First published in LES Insights

Abstract

A California court recently granted a motion to stay a patent infringement litigation pending CBM review of the patent-in-suit. The court emphasized that a stay would not unduly prejudice the plaintiff, a nonpracticing entity, because it did not compete with the defendant or seek preliminary injunctive relief, indicating that the plaintiff had no stake in the case other than alleged money damages. This finding combined with the early stage of litigation and the potential to reduce the burden of litigation on the parties tipped the scale in favor of imposing the stay pending CBM review.

The recently implemented America Invents Act created several procedures at the U.S. Patent and Trademark Office (PTO) for challenging the validity of patents before the Patent Trial and Appeal Board (PTAB). One is the Transitional Program for Covered Business Method Patents, which provides for Covered Business Method Reviews (CBM reviews), allowing accused infringers to challenge the validity of "covered business method patents" on any ground of patentability. To institute a CBM review, the challenger must show that it is "more likely than not" that at least one challenged claim is unpatentable.

CBM review has developed into an important defense strategy, as accused infringers seek to shift the forum for deciding validity from district courts to the PTO. Often, accused infringers will file a motion to stay litigation pending the outcome of CBM review at the PTO. In deciding whether to impose a stay, courts examine, among other factors, whether the stay is likely to unduly prejudice the plaintiff. A recent decision, Xilidev, Inc. v. Boku, Inc.,1 from the U.S. District Court for the Southern District of California shows the challenges nonpracticing entity (NPE) plaintiffs face in seeking to establish undue prejudice, and, on the flip side, indicates that petitioning for CBM review and moving for a stay can be a formidable strategy, particularly against NPE plaintiffs.

Background

Six months after Xilidev, Inc. filed its Complaint against Boku, Inc. accusing it of patent infringement, Boku filed a petition for CBM review, challenging the validity of every claim of the patent-in-suit. Boku immediately filed a motion to stay the litigation pending CBM review.

The District Court's Decision

Considering the statutory factors outlined in Section 18(b) of the America Invents Act, the court found that three of the four factors weighed in favor of staying the case. First, the court considered whether a stay would simplify the issues of the case and streamline the trial. Because the PTAB had not yet decided whether to institute CBM review, the court could only speculate about whether a stay would simplify issues in the litigation. The first factor therefore weighed against imposing a stay. Should the PTAB institute CBM review, the court noted, this factor would favor a stay because the petition involved the sole patent at issue and CBM review would at least simplify issues related to claim construction and invalidity defenses, even if no claims were found unpatentable.
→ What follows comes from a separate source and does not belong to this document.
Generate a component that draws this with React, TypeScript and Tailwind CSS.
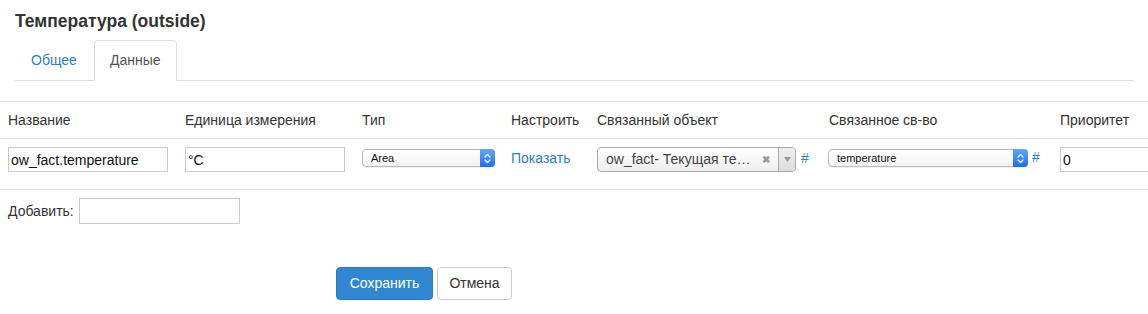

Second, the court looked to the stage of litigation, particularly whether discovery was complete and whether the trial date had been set, which if true would tend to favor denial of a stay. None of those circumstances, however, applied here, as the parties had only begun serving preliminary contentions at the time of the stay motion. Thus, the second factor favored a stay.

Third, the court considered whether a stay would unduly prejudice plaintiff Xilidev or would present a clear tactical advantage to Boku. The court initially observed no dilatory tactics on Boku's part, as it timely filed its CBM petition after settlement negotiations failed and promptly submitted its stay motion just hours later.

Xilidev's most substantive arguments opposing a stay centered on alleged undue prejudice. On that basis, Xilidev argued that a stay would disrupt its ability to monetize its patent and that Boku intended to continue selling its accused product during any CBM review. Xilidev further contended that a stay will prejudice its potential market share. As the court emphasized, however, two factors undermined these arguments: as a nonpracticing entity, Xilidev did not compete with Boku in the marketplace and, further, it did not seek preliminary injunctive relief. Xilidev thus had no "stake in th[e] case other than alleged money damages." Money damages, the court explained, would still be available even if the case proceeded after CBM review. The court also noted Xilidev's failure to present evidence of its "intended operations" and how the "monetization" of its patent would result in competition between the parties. Thus, the court found that Xilidev would not be unduly prejudiced by a stay of the litigation.

Lastly, the court considered whether imposing a stay would reduce the burden of litigation on the parties and the court. This factor, the court concluded, also favored a stay because Boku's CBM petition challenged every claim of the patent-in-suit and therefore a stay would save the parties and the court from litigating common issues in two forums.

After considering all the statutory factors, the court granted Boku's motion to stay the litigation pending CBM review, holding that the stay could be lifted after a final decision by the PTAB.

Strategy and Conclusion

This case provides an example of the hurdles NPE plaintiffs face when confronted with a motion to stay pending a postgrant review procedure at the PTO, such as CBM review. The lack of competition can suggest that an NPE plaintiff will not suffer undue prejudice during a stay, and failure to move for preliminary injunctive relief may only serve to solidify that indication. From the perspective of an accused infringer, however, this case indicates that petitioning for CBM review and moving for a stay can be a formidable strategy, particularly against NPE plaintiffs.